Des petits boulots occasionnels qui font occuper les jeunes, parfois des personnes d'un certain âge, des commerçants malgré eux de fruits et légumes, étalant leur marchandise au bord de la chaussée, ou encore ce revendeur d'ustensiles de cuisine en plastique, l'œil vif, de peur d'être chassé lui aussi par les agents de l'ordre, celui-là a choisi les articles vestimentaires en squattant le trottoir, l'autre fait dans le commerce de cosmétiques, son voisin exposait ses confiseries. Des dizaines de jeunes revendeurs à la sauvette et pour ne pas sombrer dans l'oisiveté, sans rien faire, se mettaient à vendre tout et n'importe quoi. «C'est très nocif pour notre santé mentale à rester sans emploi» nous expliqua Ahmed, qui tient un étal de fruits et légumes au quartier de Bab Zouatine, là où un troupeau de chèvres venait fouiner près de ses caisses de laitues. En attendant la rentrée scolaire qui elle également aura ses revendeurs et sa clientèle, «oui on faisait déjà la reconstitution des stocks d'articles et de fournitures scolaires, en prévision de l'évènement, des sacs et tabliers scolaires, par exemple» nous informa Salim du haut de ses 25 ans, lui l'habitué du marché, il connaît bien les circuits et les procédés pour s'approvisionner en choisissant les marchandises les plus demandées, en fonction des prix et de la qualité.
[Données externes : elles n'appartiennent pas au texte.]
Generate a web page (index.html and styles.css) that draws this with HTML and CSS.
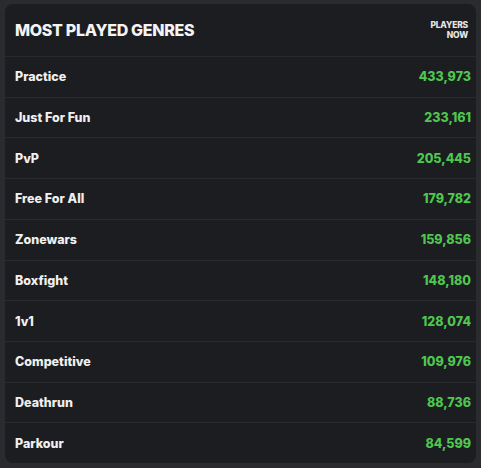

Tout au long de l'année, les activités commerciales légales ou tolérées ne chôment jamais, il y a toujours une armada de jeunes, qui pour des motifs évidents sont là pour animer les lieux, des petits boulots sortis de nulle part viennent comme par enchantement donner vie à des endroits publics, sous le regard ahuri des gens.

À l'instar d'autres villes du pays, Tébessa se pare dès les premières heures, d'innombrables étals hétéroclites, un commerce mal vu, mais qui pour des raisons sociales fait vivre des familles entières.